··· COLLECTED DATA
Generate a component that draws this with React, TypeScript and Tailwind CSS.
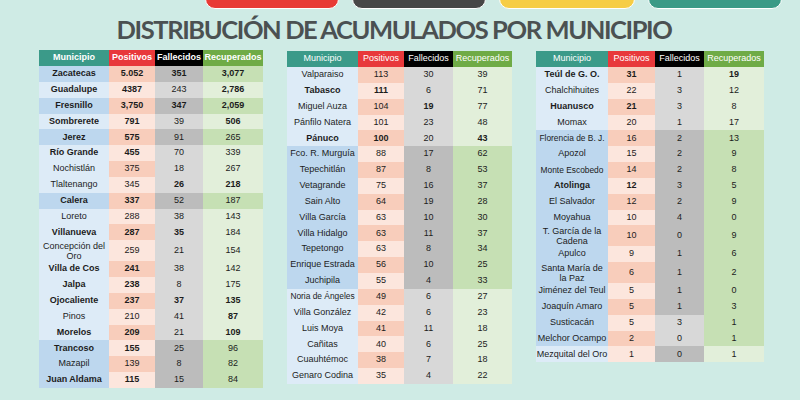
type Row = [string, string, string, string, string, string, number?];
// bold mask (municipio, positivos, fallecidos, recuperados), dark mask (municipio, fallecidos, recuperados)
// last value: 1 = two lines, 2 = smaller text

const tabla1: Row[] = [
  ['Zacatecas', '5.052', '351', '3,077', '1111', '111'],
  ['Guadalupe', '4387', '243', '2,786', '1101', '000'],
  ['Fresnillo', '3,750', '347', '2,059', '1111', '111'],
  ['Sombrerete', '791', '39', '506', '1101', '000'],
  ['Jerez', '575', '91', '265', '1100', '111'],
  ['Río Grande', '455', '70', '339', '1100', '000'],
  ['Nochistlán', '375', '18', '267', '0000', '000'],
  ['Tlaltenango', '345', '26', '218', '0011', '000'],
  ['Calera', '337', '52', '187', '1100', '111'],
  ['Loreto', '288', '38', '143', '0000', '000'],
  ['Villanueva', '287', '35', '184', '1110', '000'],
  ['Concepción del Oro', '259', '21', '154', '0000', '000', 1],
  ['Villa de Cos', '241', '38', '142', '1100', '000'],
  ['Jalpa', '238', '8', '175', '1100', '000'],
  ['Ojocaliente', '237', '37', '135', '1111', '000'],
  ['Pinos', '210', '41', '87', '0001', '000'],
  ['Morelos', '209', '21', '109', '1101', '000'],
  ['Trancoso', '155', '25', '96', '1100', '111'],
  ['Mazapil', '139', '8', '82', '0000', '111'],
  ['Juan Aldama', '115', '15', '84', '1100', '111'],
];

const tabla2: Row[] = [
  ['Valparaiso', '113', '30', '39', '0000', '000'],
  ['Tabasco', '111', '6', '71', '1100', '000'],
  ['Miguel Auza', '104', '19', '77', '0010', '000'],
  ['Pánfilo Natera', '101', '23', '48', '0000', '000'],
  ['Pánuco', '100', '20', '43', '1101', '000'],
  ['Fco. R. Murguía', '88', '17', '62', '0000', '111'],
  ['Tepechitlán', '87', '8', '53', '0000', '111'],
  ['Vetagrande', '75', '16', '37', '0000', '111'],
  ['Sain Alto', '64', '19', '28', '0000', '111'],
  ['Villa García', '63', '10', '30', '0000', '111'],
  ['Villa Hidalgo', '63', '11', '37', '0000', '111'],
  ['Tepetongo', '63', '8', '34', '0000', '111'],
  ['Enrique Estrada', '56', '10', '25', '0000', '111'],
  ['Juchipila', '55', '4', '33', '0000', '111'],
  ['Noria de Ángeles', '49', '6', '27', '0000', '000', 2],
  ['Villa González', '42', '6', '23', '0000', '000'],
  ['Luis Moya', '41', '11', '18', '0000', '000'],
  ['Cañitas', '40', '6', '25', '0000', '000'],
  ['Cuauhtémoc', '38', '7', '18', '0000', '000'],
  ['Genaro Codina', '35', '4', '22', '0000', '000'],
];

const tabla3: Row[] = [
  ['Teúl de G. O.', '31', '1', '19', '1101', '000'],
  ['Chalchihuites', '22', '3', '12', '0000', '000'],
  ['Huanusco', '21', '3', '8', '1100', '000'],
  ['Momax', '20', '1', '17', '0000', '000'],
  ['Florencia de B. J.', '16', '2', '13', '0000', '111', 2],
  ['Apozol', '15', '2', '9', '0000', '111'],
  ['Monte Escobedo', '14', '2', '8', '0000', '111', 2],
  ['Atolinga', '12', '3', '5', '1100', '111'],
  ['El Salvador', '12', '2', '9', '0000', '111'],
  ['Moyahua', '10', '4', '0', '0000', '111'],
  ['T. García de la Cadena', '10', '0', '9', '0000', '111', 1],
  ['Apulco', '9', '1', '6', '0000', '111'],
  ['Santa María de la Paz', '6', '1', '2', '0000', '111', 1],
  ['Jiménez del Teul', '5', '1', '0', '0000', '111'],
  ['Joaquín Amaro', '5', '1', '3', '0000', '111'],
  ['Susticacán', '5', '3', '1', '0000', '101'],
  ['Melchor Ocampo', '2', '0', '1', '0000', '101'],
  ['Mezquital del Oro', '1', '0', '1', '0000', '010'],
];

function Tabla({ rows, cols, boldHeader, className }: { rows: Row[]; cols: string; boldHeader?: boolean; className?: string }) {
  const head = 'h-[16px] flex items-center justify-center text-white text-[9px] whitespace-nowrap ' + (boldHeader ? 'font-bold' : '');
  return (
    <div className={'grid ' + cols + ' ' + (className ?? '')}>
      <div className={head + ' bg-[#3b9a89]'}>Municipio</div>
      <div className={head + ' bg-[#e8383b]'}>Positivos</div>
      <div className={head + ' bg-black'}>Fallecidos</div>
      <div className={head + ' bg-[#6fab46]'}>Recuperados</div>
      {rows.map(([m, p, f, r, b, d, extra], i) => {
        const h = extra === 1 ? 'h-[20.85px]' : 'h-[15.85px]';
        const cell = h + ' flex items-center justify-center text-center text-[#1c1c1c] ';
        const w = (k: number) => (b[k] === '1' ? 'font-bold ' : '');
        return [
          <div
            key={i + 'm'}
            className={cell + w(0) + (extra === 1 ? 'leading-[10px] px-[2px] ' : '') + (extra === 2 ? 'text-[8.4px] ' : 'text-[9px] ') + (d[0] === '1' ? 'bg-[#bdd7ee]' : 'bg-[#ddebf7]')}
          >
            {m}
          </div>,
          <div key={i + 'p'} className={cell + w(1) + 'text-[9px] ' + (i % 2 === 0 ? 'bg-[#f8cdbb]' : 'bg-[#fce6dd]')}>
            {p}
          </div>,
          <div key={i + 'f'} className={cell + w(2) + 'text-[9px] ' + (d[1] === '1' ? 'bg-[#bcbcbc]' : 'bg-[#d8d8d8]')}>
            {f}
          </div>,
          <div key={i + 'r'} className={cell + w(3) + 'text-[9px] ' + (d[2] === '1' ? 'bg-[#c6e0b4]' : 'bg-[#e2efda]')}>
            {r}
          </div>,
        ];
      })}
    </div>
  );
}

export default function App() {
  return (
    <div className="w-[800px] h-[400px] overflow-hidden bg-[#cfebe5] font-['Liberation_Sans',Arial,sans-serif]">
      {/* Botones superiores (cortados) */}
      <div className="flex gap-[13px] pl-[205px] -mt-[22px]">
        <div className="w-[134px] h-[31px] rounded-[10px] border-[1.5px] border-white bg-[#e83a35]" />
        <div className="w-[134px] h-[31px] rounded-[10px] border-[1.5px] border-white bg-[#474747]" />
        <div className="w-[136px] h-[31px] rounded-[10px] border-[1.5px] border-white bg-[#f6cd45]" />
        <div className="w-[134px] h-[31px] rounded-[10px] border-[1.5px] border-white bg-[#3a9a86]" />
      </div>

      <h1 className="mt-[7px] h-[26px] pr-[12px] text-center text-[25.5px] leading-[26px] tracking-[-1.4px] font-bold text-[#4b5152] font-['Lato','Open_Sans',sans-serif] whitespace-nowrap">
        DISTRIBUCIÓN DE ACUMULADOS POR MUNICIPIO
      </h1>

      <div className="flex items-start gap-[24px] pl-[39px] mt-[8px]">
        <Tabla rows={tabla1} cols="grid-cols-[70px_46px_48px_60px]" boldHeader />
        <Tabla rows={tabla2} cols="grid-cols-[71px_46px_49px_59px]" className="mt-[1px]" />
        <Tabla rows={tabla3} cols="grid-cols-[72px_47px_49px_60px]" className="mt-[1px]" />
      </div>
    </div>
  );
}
······
Everything from the first line to the line with "2 = smaller text" must be repeated exactly, and nothing else. Leave the pictures out.

SOLUTION TO THE PROBLEM:
Generate a component that draws this with React, TypeScript and Tailwind CSS.
type Row = [string, string, string, string, string, string, number?];
// bold mask (municipio, positivos, fallecidos, recuperados), dark mask (municipio, fallecidos, recuperados)
// last value: 1 = two lines, 2 = smaller text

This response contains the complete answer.